I do not know either. I have had years of professional training, hold several advanced degrees, and am in contact with hundreds of intelligence experts around the world, but that does not explain why I sometimes wake up at night and shout: “The Russians gave the archives location to the Mossad.”

I see the pattern as clear as day, but I cannot explain how I figured it out. It is just that all of an instant, a mountain of snowy facts suddenly resolves into a flash of icy perception. All I know is that I do this again and again, and that my intuitive understanding is (almost) always confirmed by the facts. As the kids say, go figure.

Russian Reasoning
In hindsight, some things are pretty obvious. In 2017, it must have been painfully clear to the Kremlin that neither the Americans nor the Europeans were about to lift economic sanctions on Russia. Falling oil prices and rising sanctions were making it really difficult for Russian companies to make the interest payments on their Western loans.

If Russian sanctions could not be lifted, the next-best scenario would be for America to impose sanctions on Iran. If Iranian oil came off the market, the price of Russian oil would go up. If Venezuelan oil came off the market at the same time, the price of Russian oil would go up even further. If the price of a barrel of oil tripled from $60 to $180, the Russian economy would be saved, at least for another year.

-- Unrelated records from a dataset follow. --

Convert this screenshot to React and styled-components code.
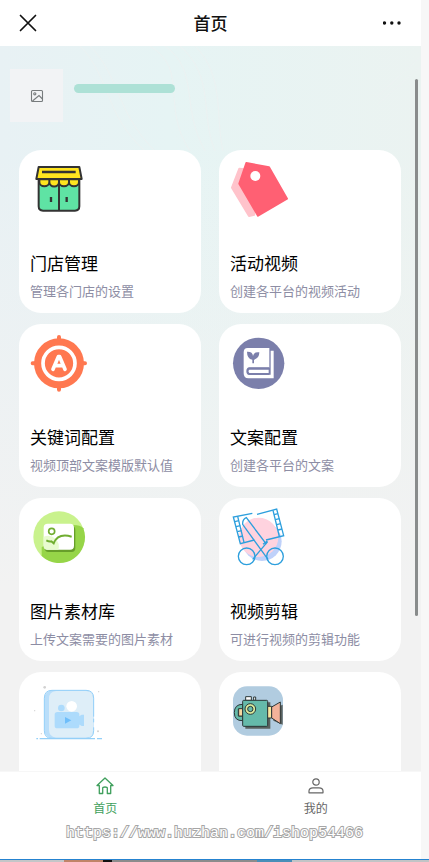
import React from 'react'
import styled, { createGlobalStyle } from 'styled-components'

const GlobalStyle = createGlobalStyle`
  * {
    box-sizing: border-box;
  }
  body {
    margin: 0;
    background: #f7f7f7;
    font-family: "Noto Sans CJK SC", sans-serif;
  }
`

const Page = styled.div`
  position: relative;
  display: flex;
  flex-direction: column;
  height: 100vh;
  padding-right: 8px;
  overflow: hidden;
`

const Header = styled.header`
  display: flex;
  align-items: center;
  justify-content: space-between;
  flex: none;
  height: 46px;
  padding: 0 18px;
  background: #fff;
`

const HeaderTitle = styled.h1`
  margin: 0;
  font-size: 17px;
  font-weight: 500;
  line-height: 24px;
  color: #111;
`

const IconButton = styled.button`
  display: flex;
  padding: 0;
  border: 0;
  background: none;
`

const Body = styled.div`
  position: relative;
  display: flex;
  flex: 1;
  min-height: 0;
  background: #f2f2f2;
`

const Backdrop = styled.svg`
  position: absolute;
  inset: 0;
  width: 100%;
  height: 100%;
`

const Content = styled.main`
  position: relative;
  flex: 1;
  padding: 23px 20px 20px 19px;
  overflow-y: auto;
  scrollbar-width: none;
`

const ScrollThumb = styled.div`
  position: absolute;
  top: 33px;
  right: 3px;
  width: 3px;
  height: 74%;
  border-radius: 2px;
  background: #898c8c;
`

const Profile = styled.div`
  display: flex;
  gap: 11px;
  margin: 0 0 28px -9px;
`

const Avatar = styled.div`
  display: flex;
  align-items: center;
  justify-content: center;
  width: 53px;
  height: 53px;
  background: #f2f3f5;
`

const NameBar = styled.div`
  width: 101px;
  height: 9px;
  margin-top: 15px;
  border-radius: 5px;
  background: #ade1d6;
`

const CardGrid = styled.div`
  display: grid;
  grid-template-columns: 1fr 1fr;
  gap: 11px 18px;
`

const Card = styled.a`
  display: flex;
  flex-direction: column;
  align-items: flex-start;
  min-height: 163px;
  padding: 10px 11px 11px;
  border-radius: 22px;
  background: #fff;
  color: #000;
  text-decoration: none;
`

const CardIcon = styled.svg`
  width: 60px;
  height: 60px;
  overflow: visible;
`

const CardTitle = styled.h2`
  margin: 31px 0 6px;
  font-size: 17px;
  font-weight: 400;
  line-height: 24px;
`

const CardText = styled.p`
  margin: 0;
  font-size: 13px;
  line-height: 20px;
  color: #8d8da4;
  white-space: nowrap;
`

const TabBar = styled.nav`
  display: flex;
  flex: none;
  height: 88px;
  border-top: 1px solid #f7f7f7;
  background: #fff;
`

const Tab = styled.a`
  display: flex;
  flex: 1;
  flex-direction: column;
  align-items: center;
  gap: 3px;
  padding-top: 4px;
  font-size: 12px;
  line-height: 18px;
  color: ${props => (props.$active ? '#3f9f5c' : '#666')};
  text-decoration: none;
`

const Watermark = styled.div`
  position: absolute;
  right: 0;
  bottom: 18px;
  left: 0;
  font-family: "Liberation Mono", monospace;
  font-size: 15px;
  line-height: 20px;
  text-align: center;
  color: #fff;
  -webkit-text-stroke: 2px #a6a6a6;
  paint-order: stroke fill;
  pointer-events: none;
`

const BottomStrip = styled.div`
  flex: none;
  height: 3px;
  margin-right: -8px;
  border-top: 1px solid #2583d0;
  background: linear-gradient(
    90deg,
    #c4c6c8 0 15%,
    #c08468 15% 24%,
    #111 24% 26%,
    #8c8c8c 26% 60%,
    #4a8fb8 60% 68%,
    #c2c4c6 68%
  );
`

const StoreIcon = () => (
  <CardIcon viewBox="60 45 180 180" stroke="#333" strokeWidth="6" strokeLinejoin="round">
    <path d="M86 103H208V184Q208 197 195 197H99Q86 197 86 184Z" fill="#5fe3a4" />
    <path d="M147 110V197" />
    <path d="M88 103h30v8a15 13 0 0 1-30 0zM118 103h29v8a14 13 0 0 1-29 0zM147 103h30v8a15 13 0 0 1-30 0zM177 103h30v8a15 13 0 0 1-30 0z" fill="#ffe51f" />
    <path d="M86 66H208L215 102H79Z" fill="#ffe51f" />
    <path d="M96 81H197M123 156V171M170 156V171" fill="none" strokeWidth="7" />
  </CardIcon>
)

const TagIcon = () => (
  <CardIcon viewBox="60 45 180 180" strokeLinejoin="round" strokeWidth="6">
    <path d="M88 71L120 74L133 209L117 213L66 128Z" fill="#ffc3cb" stroke="#ffc3cb" />
    <path d="M109 54L177 67L231 161L144 212L88 116Z" fill="#ff6073" stroke="#ff6073" />
    <circle cx="136" cy="93" r="15" fill="#fff" />
  </CardIcon>
)

const TargetIcon = () => (
  <CardIcon viewBox="60 42 180 180" fill="none" strokeLinecap="round" strokeLinejoin="round">
    <path d="M147 51V209M68 130H225" stroke="#ff7850" strokeWidth="12" />
    <circle cx="147" cy="130" r="75" fill="#ff7850" />
    <circle cx="147" cy="130" r="48" stroke="#fff" strokeWidth="11" />
    <path d="M129 148L145 110H149L165 148M136 137H158" stroke="#fff" strokeWidth="11" />
  </CardIcon>
)

const BookIcon = () => (
  <CardIcon viewBox="60 42 180 180">
    <circle cx="146" cy="130" r="77" fill="#7b7fab" />
    <path d="M113 84H178V143H118Q111 143 111 154Q111 164 118 164H182V92H191V175H115Q101 175 101 160V97Q101 84 113 84Z" fill="#fff" />
    <path d="M178 142H118Q109 143 109 154T118 165H178V158H120Q116 158 116 154T120 149H178Z" fill="#7b7fab" />
    <path d="M118 149H176V159H118Q113 154 118 149Z" fill="#fff" />
    <path d="M111 95Q128 94 129 108Q131 95 148 97Q148 115 132 119V130H127V119Q111 116 111 95Z" fill="#7b7fab" />
  </CardIcon>
)

const PictureIcon = () => (
  <CardIcon viewBox="60 42 180 180" fill="none">
    <circle cx="147" cy="129" r="77" fill="#c9f28d" />
    <path d="M190 93Q211 93 220 103A77 77 0 0 1 95 186V160Z" fill="#96d548" />
    <rect x="104" y="96" width="92" height="78" rx="12" fill="#679e2a" />
    <rect x="101" y="89" width="91" height="78" rx="12" fill="#fff" />
    <path d="M101 128Q121 120 136 134Q151 148 145 167H113Q101 167 101 155Z" fill="#e8fbcf" />
    <circle cx="125" cy="112" r="9" stroke="#70ad30" strokeWidth="5" />
    <path d="M109 139Q118 144 124 142L131 148Q144 116 185 128" stroke="#70ad30" strokeWidth="6" />
  </CardIcon>
)

const ScissorsIcon = () => (
  <CardIcon viewBox="60 42 180 180" fill="none" stroke="#2d9fdd" strokeWidth="4">
    <circle cx="156" cy="142" r="59" fill="#bfd1fa" stroke="none" />
    <circle cx="146" cy="130" r="59" fill="#ffd3df" stroke="none" />
    <path d="M127 58L70 69L91 149L133 138M141 61L200 45L221 125L168 138" />
    <path d="M83 67L102 145M189 49L208 127" />
    <path d="M74 83L87 80M78 98L91 95M82 113L95 110M86 129L99 126M192 62L204 59M196 77L208 74M200 92L212 89M204 108L216 105" />
    <path d="M105 101L98 91Q97 76 109 71L168 149L173 143L128 196M105 101L174 196M159 151L172 141" />
    <circle cx="110" cy="187" r="25" />
    <circle cx="195" cy="187" r="25" />
  </CardIcon>
)

const VideoIcon = () => (
  <CardIcon viewBox="60 54 180 180">
    <rect x="103" y="79" width="148" height="144" rx="24" fill="#b9defa" />
    <path d="M138 81H228Q249 81 249 103V200Q249 221 228 221H138Q117 218 117 198V104Q117 83 138 81Z" fill="#deeef8" />
    <path d="M251 158V103Q251 79 228 79H126Q103 79 103 103V200Q103 223 126 223H228Q251 223 251 200V190M251 164V175" fill="none" stroke="#93cff8" strokeWidth="3" />
    <path d="M79 224H84M89 224H255M261 224H276" stroke="#93cff8" strokeWidth="4" />
    <circle cx="154" cy="132" r="10" fill="#addbfc" />
    <circle cx="185" cy="127" r="16" fill="#fff" />
    <rect x="134" y="144" width="74" height="49" rx="8" fill="#addbfc" />
    <path d="M205 158L215 152H222V186H215L205 180Z" fill="#addbfc" />
    <path d="M165 159L184 169L165 179Z" fill="#6ebefb" />
    <g fill="#d2d2d2">
      <circle cx="104" cy="70" r="4" />
      <circle cx="264" cy="202" r="3" />
      <circle cx="266" cy="83" r="2" />
      <circle cx="74" cy="140" r="2" />
      <circle cx="94" cy="209" r="2" />
    </g>
  </CardIcon>
)

const CameraIcon = () => (
  <CardIcon viewBox="60 54 180 180" stroke="#2c3838" strokeWidth="3" strokeLinejoin="round">
    <rect x="69" y="67" width="150" height="148" rx="42" fill="#b1cce0" stroke="none" />
    <path d="M106 115H181V194H106ZM192 133L218 122V182L190 170Z" fill="#59615f" stroke="none" />
    <path d="M98 121Q73 121 73 146T98 170V156H85V135H98Z" fill="#65baaa" />
    <path d="M98 134H86V156H98Z" fill="#f9d9a0" />
    <path d="M107 109V98H124V109ZM131 109V99H137V109Z" fill="#fff" />
    <rect x="98" y="109" width="75" height="78" rx="3" fill="#65baaa" />
    <circle cx="121" cy="135" r="16" fill="#dceb9c" />
    <circle cx="121" cy="135" r="8" fill="#65baaa" />
    <path d="M173 127H185V162H173Z" fill="#fbe79e" />
    <path d="M185 129L211 114V179L185 162Z" fill="#f3b29a" />
  </CardIcon>
)

const HomeIcon = () => (
  <svg width="20" height="20" viewBox="0 0 20 20" fill="none" stroke="currentColor" strokeWidth="1.3" strokeLinejoin="round">
    <path d="M2 9.5L10 2L18 9.5H15.7V17.5H12.3V12Q12.3 11 10 11T7.7 12V17.5H4.3V9.5Z" />
  </svg>
)

const UserIcon = () => (
  <svg width="20" height="20" viewBox="0 0 20 20" fill="none" stroke="currentColor" strokeWidth="1.2" strokeLinejoin="round">
    <circle cx="10" cy="6" r="3.2" />
    <path d="M3 16.8V15Q3 11.8 7 11.8H13Q17 11.8 17 15V16.8Z" />
  </svg>
)

const cards = [
  { icon: StoreIcon, title: '门店管理', text: '管理各门店的设置' },
  { icon: TagIcon, title: '活动视频', text: '创建各平台的视频活动' },
  { icon: TargetIcon, title: '关键词配置', text: '视频顶部文案模版默认值' },
  { icon: BookIcon, title: '文案配置', text: '创建各平台的文案' },
  { icon: PictureIcon, title: '图片素材库', text: '上传文案需要的图片素材' },
  { icon: ScissorsIcon, title: '视频剪辑', text: '可进行视频的剪辑功能' },
  { icon: VideoIcon },
  { icon: CameraIcon },
]

export default function App() {
  return (
    <Page>
      <GlobalStyle />
      <Header>
        <IconButton type="button" aria-label="关闭">
          <svg width="20" height="20" viewBox="0 0 20 20" stroke="#111" strokeWidth="1.7" strokeLinecap="round">
            <path d="M2.5 2.5L17.5 17.5M17.5 2.5L2.5 17.5" />
          </svg>
        </IconButton>
        <HeaderTitle>首页</HeaderTitle>
        <IconButton type="button" aria-label="更多">
          <svg width="20" height="20" viewBox="0 0 20 20" fill="#111">
            <circle cx="1.5" cy="10" r="1.7" />
            <circle cx="8.8" cy="10" r="1.7" />
            <circle cx="16" cy="10" r="1.7" />
          </svg>
        </IconButton>
      </Header>
      <Body>
        <Backdrop viewBox="0 0 421 725" preserveAspectRatio="none" fill="none">
          <defs>
            <linearGradient id="tint">
              <stop offset="0" stopColor="#e8f1f4" />
              <stop offset="0.4" stopColor="#e6f4f4" />
              <stop offset="1" stopColor="#ebf3f1" />
            </linearGradient>
            <linearGradient id="fade" x2="0" y2="1">
              <stop offset="0.15" stopColor="#f2f2f2" stopOpacity="0" />
              <stop offset="0.75" stopColor="#f2f2f2" />
            </linearGradient>
          </defs>
          <rect width="421" height="725" fill="url(#tint)" />
          <path d="M80 0C110 30 105 70 145 105M90 0C120 30 115 65 155 105M150 0C190 25 160 60 190 105M165 0C200 25 180 60 205 105M180 0C215 30 200 70 215 105M195 0C225 30 215 70 223 105M421 10L378 50M421 20L378 58" stroke="#ecf2f2" />
          <rect width="421" height="725" fill="url(#fade)" />
        </Backdrop>
        <Content>
          <Profile>
            <Avatar>
              <svg width="14" height="14" viewBox="0 0 14 14" fill="none" stroke="#777b7d" strokeWidth="1.1">
                <rect x="1.5" y="1.5" width="11" height="11" rx="1" />
                <circle cx="4.8" cy="4.8" r="1.1" />
                <path d="M2.5 12L9 6.5L12.5 10" />
              </svg>
            </Avatar>
            <NameBar />
          </Profile>
          <CardGrid>
            {cards.map(({ icon: Icon, title, text }, index) => (
              <Card href="#" key={index}>
                <Icon />
                {title && <CardTitle>{title}</CardTitle>}
                {text && <CardText>{text}</CardText>}
              </Card>
            ))}
          </CardGrid>
        </Content>
        <ScrollThumb />
      </Body>
      <TabBar>
        <Tab href="#" $active>
          <HomeIcon />
          首页
        </Tab>
        <Tab href="#">
          <UserIcon />
          我的
        </Tab>
      </TabBar>
      <BottomStrip />
      <Watermark>https://www.huzhan.com/ishop54466</Watermark>
    </Page>
  )
}
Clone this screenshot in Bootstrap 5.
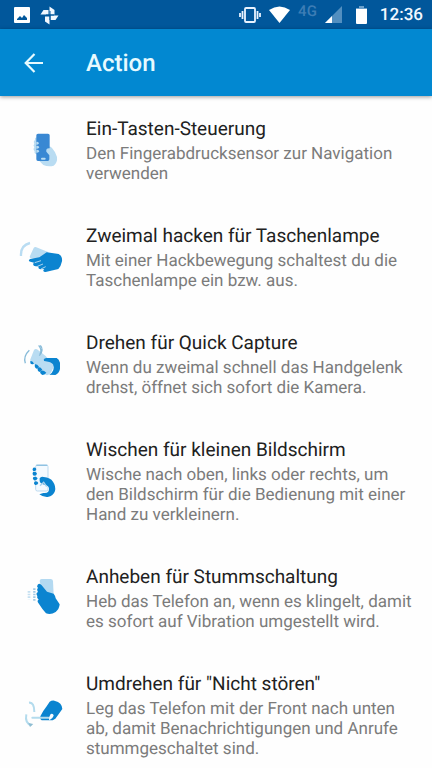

The Russian intelligence services have been quietly helping to re-elect President Maduro because his political stranglehold on the Venezuelan economy has paralyzed its oil industry. Taking Venezuelan oil off the market is not enough by itself to jack up prices; what could the Russians do to convince the Americans to reimpose sanctions on Iran?

The Kremlin’s problem was that all of President Trump’s intelligence advisors agreed unanimously with President Obama’s intelligence advisors that the Iranians had been keeping their part of the nuclear deal. The European intelligence advisers also concurred that Iran had not yet violated any part of the deal. Only the Russians knew that the Iranians were lying, but how to get the word out?